In Reply to: E-Field Strength vs RF Power posted by Frank Lotito on February 13, 2017 at 14:31:39.

Can someone refer me to an article or two that discusses this conversion, that is, electric field strength measured at a specified distance to RF watts input to the dipole and ground plane antenna?

Sure. One could derive the formula from scratch, of course, by assuming the RF in question is radiated from a fictional antenna that distributes power equally in all directions at once, up, down, or sideways (an "isotropic" antenna); then take into account the impedance of free space to translate field intensity into power, integrating that over a sphere having a radius equal to the measurement distance. Fortunately, it boils down to a relatively simple formula. The result is what's termed Effective Isotropic Radiated Power, or EIRP.

In apps.fcc.gov/eas/comments/GetPublishedDocument.html?id=204&tn=255011 we see the essential relationship:

eirp = (E×d)2/30

where eirp is in watts, E is field intensity in V/m and d is the measurement distance in meters. Now, our legal limit of 15,848 μV/m equals .015848 V/m, and the measurement distance is 30 meters, so we plug those into the equation and evaluate it as follows:

eirp = (.015848×30)2/30 = (0.47544)2/30 = 0.22604/30 = 0.007535 W

That's 7.535 mW EIRP, meaning 15,848 μV/m is the voltage you'd get at 30 m from an imaginary isotropic antenna if you put 7.535 mW into it. That's a little less than twice 4.8 mW, not orders of magnitude off, fortunately. But why even that much difference? Because you don't have an isotropic antenna.

Every real-world antenna radiates more power in some directions than it does others, which means that all real antennas (in free space conditions, at least) have gain over an isotropic antenna. An ideal dipole radiates nothing along its axis, but that leaves more signal to radiate perpendicularly than would be radiated by the fictional isotropic antenna, so a dipole is rated for an antenna gain of 2.15 dBi (per the FCC's OET; others give it as 2.19 dBi). That means you'd need to cut the power into a dipole by 2.15 dB, or a factor 1.64, to produce the same field strength in its maximum lobe as an isotropic antenna.

Now, 7.535 mW/1.64 = 4.59 mW, pretty close to our number. Why that little discrepancy? It depends on how tightly you round the numbers that comprise the EIRP formula, and the textbook value you use for dipole gain. It's entirely possible for the number to turn out anywhere from just above 4.5 to nearly 4.8 mW, depending on your references.

John

(P.S. - At the risk of complicating things further, there's also the case of a monopole antenna. A ground-mounted vertical over perfect ground only has half a sphere within which to radiate, compared to a full spherical region around a dipole, so you only have to input half the power [2.3 mW] for the same signal strength as the dipole. Hence, the theoretical gain of a monopole is 3 dB greater than that of a dipole, or 5.15 to 5.19 dB [depending on your source] above that of an isotropic antenna.

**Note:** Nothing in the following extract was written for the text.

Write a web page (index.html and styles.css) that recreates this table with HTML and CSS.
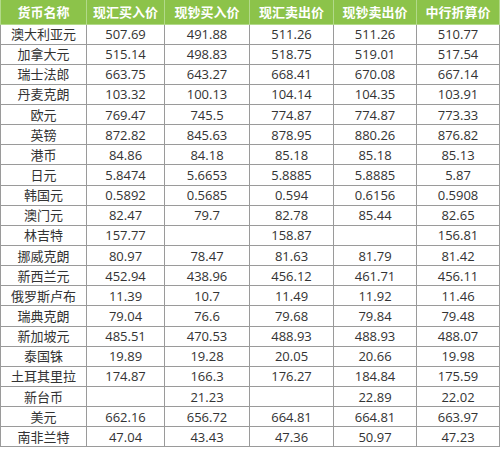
FILE: index.html
```html
<!DOCTYPE html>
<html lang="zh">
<head>
<meta charset="utf-8">
<link rel="stylesheet" href="styles.css">
</head>
<body>
<table class="rates">
<colgroup>
<col class="c1"><col class="c2"><col class="c3"><col class="c4"><col class="c5"><col class="c6">
</colgroup>
<thead>
<tr><th>货币名称</th><th>现汇买入价</th><th>现钞买入价</th><th>现汇卖出价</th><th>现钞卖出价</th><th>中行折算价</th></tr>
</thead>
<tbody>
<tr><td>澳大利亚元</td><td>507.69</td><td>491.88</td><td>511.26</td><td>511.26</td><td>510.77</td></tr>
<tr><td>加拿大元</td><td>515.14</td><td>498.83</td><td>518.75</td><td>519.01</td><td>517.54</td></tr>
<tr><td>瑞士法郎</td><td>663.75</td><td>643.27</td><td>668.41</td><td>670.08</td><td>667.14</td></tr>
<tr><td>丹麦克朗</td><td>103.32</td><td>100.13</td><td>104.14</td><td>104.35</td><td>103.91</td></tr>
<tr><td>欧元</td><td>769.47</td><td>745.5</td><td>774.87</td><td>774.87</td><td>773.33</td></tr>
<tr><td>英镑</td><td>872.82</td><td>845.63</td><td>878.95</td><td>880.26</td><td>876.82</td></tr>
<tr><td>港币</td><td>84.86</td><td>84.18</td><td>85.18</td><td>85.18</td><td>85.13</td></tr>
<tr><td>日元</td><td>5.8474</td><td>5.6653</td><td>5.8885</td><td>5.8885</td><td>5.87</td></tr>
<tr><td>韩国元</td><td>0.5892</td><td>0.5685</td><td>0.594</td><td>0.6156</td><td>0.5908</td></tr>
<tr><td>澳门元</td><td>82.47</td><td>79.7</td><td>82.78</td><td>85.44</td><td>82.65</td></tr>
<tr><td>林吉特</td><td>157.77</td><td></td><td>158.87</td><td></td><td>156.81</td></tr>
<tr><td>挪威克朗</td><td>80.97</td><td>78.47</td><td>81.63</td><td>81.79</td><td>81.42</td></tr>
<tr><td>新西兰元</td><td>452.94</td><td>438.96</td><td>456.12</td><td>461.71</td><td>456.11</td></tr>
<tr><td>俄罗斯卢布</td><td>11.39</td><td>10.7</td><td>11.49</td><td>11.92</td><td>11.46</td></tr>
<tr><td>瑞典克朗</td><td>79.04</td><td>76.6</td><td>79.68</td><td>79.84</td><td>79.48</td></tr>
<tr><td>新加坡元</td><td>485.51</td><td>470.53</td><td>488.93</td><td>488.93</td><td>488.07</td></tr>
<tr><td>泰国铢</td><td>19.89</td><td>19.28</td><td>20.05</td><td>20.66</td><td>19.98</td></tr>
<tr><td>土耳其里拉</td><td>174.87</td><td>166.3</td><td>176.27</td><td>184.84</td><td>175.59</td></tr>
<tr><td>新台币</td><td></td><td>21.23</td><td></td><td>22.89</td><td>22.02</td></tr>
<tr><td>美元</td><td>662.16</td><td>656.72</td><td>664.81</td><td>664.81</td><td>663.97</td></tr>
<tr><td>南非兰特</td><td>47.04</td><td>43.43</td><td>47.36</td><td>50.97</td><td>47.23</td></tr>
</tbody>
</table>
</body>
</html>
```
FILE: styles.css
```css
html, body {
  margin: 0;
  padding: 0;
  background: #ffffff;
}
.rates {
  border-collapse: collapse;
  table-layout: fixed;
  width: 499px;
  font-family: "Open Sans", "Noto Sans CJK SC", sans-serif;
  font-size: 13px;
  color: #333333;
}
.c1 { width: 86px; }
.c2 { width: 78px; }
.c3 { width: 85px; }
.c4 { width: 84px; }
.c5 { width: 83px; }
.c6 { width: 83px; }
.rates thead tr {
  height: 24px;
}
.rates tbody tr {
  height: 20.15px;
}
.rates th {
  background: #8cc34a;
  color: #ffffff;
  font-weight: bold;
  padding: 0;
  border: 1px solid #b2d98a;
  border-top: none;
  text-align: center;
  line-height: 20px;
}
.rates td {
  padding: 0;
  border: 1px solid #9a9a9a;
  text-align: center;
  line-height: 18px;
  white-space: nowrap;
}
```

Why a monopole complicates things is multi-fold, though. One big reason at these frequencies is that the real world ground losses mean you won't achieve the full antenna gain from a ground mounted monopole, but it's hard to predict by how much without actual measurements. In the case of a vertical over an elevated ground plane, such an antenna only simulates the monopole case near-in because the radiated wave begins spreading into the lower hemisphere as soon as it leaves the edge of the plane, which lowers the apparent gain depending on just where you measure it and how far off the ground the base is. Meanwhile, a ground plane with downward angled radials looks more like a vertically oriented dipole right from the start, and can be treated as such...if the transmission line is sufficiently decoupled from the antenna; whereas one whose radials stick out horizontally for a ways and then droop is harder to analyze.)